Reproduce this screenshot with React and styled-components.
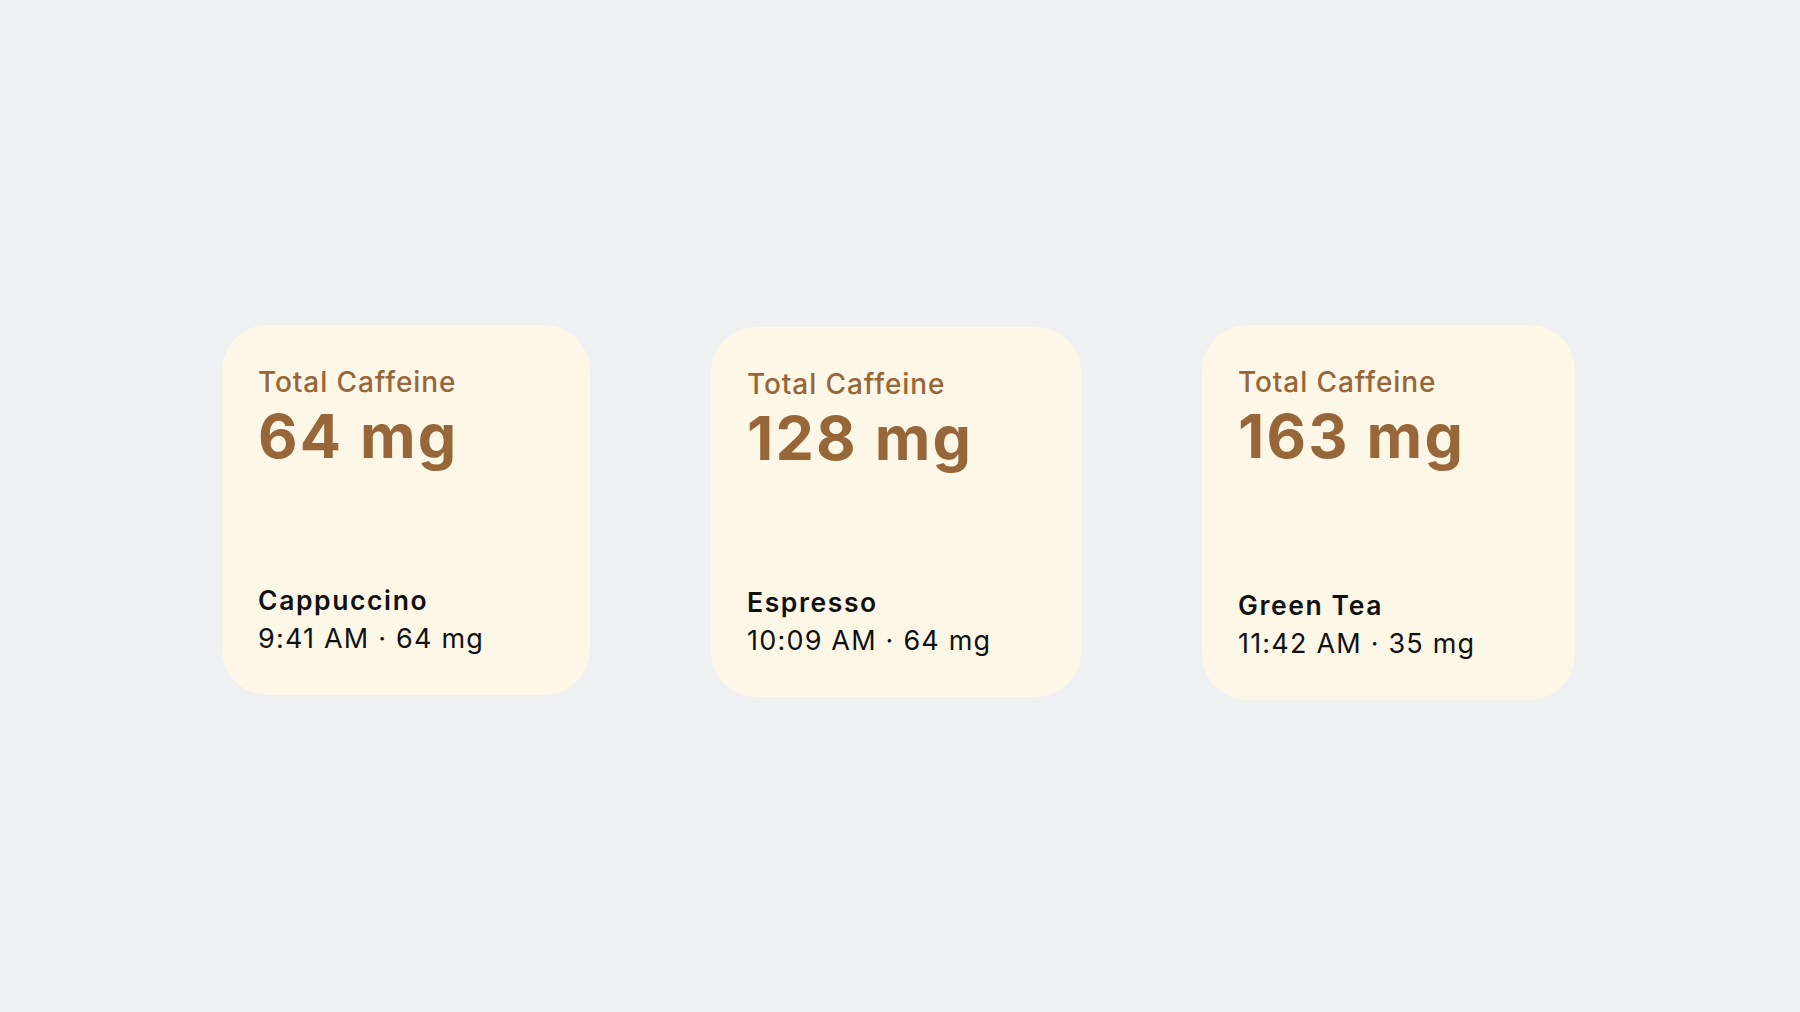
import React from 'react'
import styled, { createGlobalStyle } from 'styled-components'

const GlobalStyle = createGlobalStyle`
    html, body {
        margin: 0;
        padding: 0;
        background: #eff0f2;
    }
    body {
        font-family: Inter, "Noto Sans", "Liberation Sans", sans-serif;
        -webkit-font-smoothing: antialiased;
    }
`;

const drinks = [
    { total: 64, name: 'Cappuccino', time: '9:41 AM', amount: 64, width: 368, height: 370 },
    { total: 128, name: 'Espresso', time: '10:09 AM', amount: 64, width: 370, height: 370, offset: 2 },
    { total: 163, name: 'Green Tea', time: '11:42 AM', amount: 35, width: 373, height: 375 },
];

export default function App() {
    return (
        <Page>
            <GlobalStyle />
            <Row>
                {drinks.map(d => (
                    <Widget key={d.name} $width={d.width} $height={d.height} $offset={d.offset}>
                        <div>
                            <Label>Total Caffeine</Label>
                            <Total>{d.total} mg</Total>
                        </div>
                        <div>
                            <DrinkName>{d.name}</DrinkName>
                            <Detail>{d.time} · {d.amount} mg</Detail>
                        </div>
                    </Widget>
                ))}
            </Row>
        </Page>
    );
}

const Page = styled.main`
    width: 1800px;
    height: 1012px;
    box-sizing: border-box;
    padding-top: 325px;
    background: #eff0f2;
`;

const Row = styled.section`
    display: flex;
    justify-content: center;
    align-items: flex-start;
    gap: 121px;
    padding-right: 3px;
`;

const Widget = styled.article`
    width: ${p => p.$width}px;
    height: ${p => p.$height}px;
    margin-top: ${p => p.$offset || 0}px;
    box-sizing: border-box;
    padding: 40px 20px 39px 36px;
    border-radius: 46px;
    background: #fdf7e8;
    display: flex;
    flex-direction: column;
    justify-content: space-between;
`;

const Label = styled.div`
    font-size: 28px;
    line-height: 34px;
    font-weight: 500;
    letter-spacing: 0.9px;
    color: #976639;
`;

const Total = styled.div`
    margin-top: 5px;
    font-size: 61px;
    line-height: 64px;
    font-weight: 700;
    letter-spacing: 2.2px;
    color: #976639;
`;

const DrinkName = styled.div`
    font-size: 26.5px;
    line-height: 32px;
    font-weight: 600;
    letter-spacing: 1.6px;
    color: #111;
`;

const Detail = styled.div`
    margin-top: 6px;
    font-size: 27px;
    line-height: 34px;
    font-weight: 400;
    letter-spacing: 1.2px;
    color: #111;
`;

# Task brief
Copy every line in the listing above where the string "styled" turns up.

# Exercise solution
Reproduce this screenshot with React and styled-components.
import styled, { createGlobalStyle } from 'styled-components'
const Page = styled.main`
const Row = styled.section`
const Widget = styled.article`
const Label = styled.div`
const Total = styled.div`
const DrinkName = styled.div`
const Detail = styled.div`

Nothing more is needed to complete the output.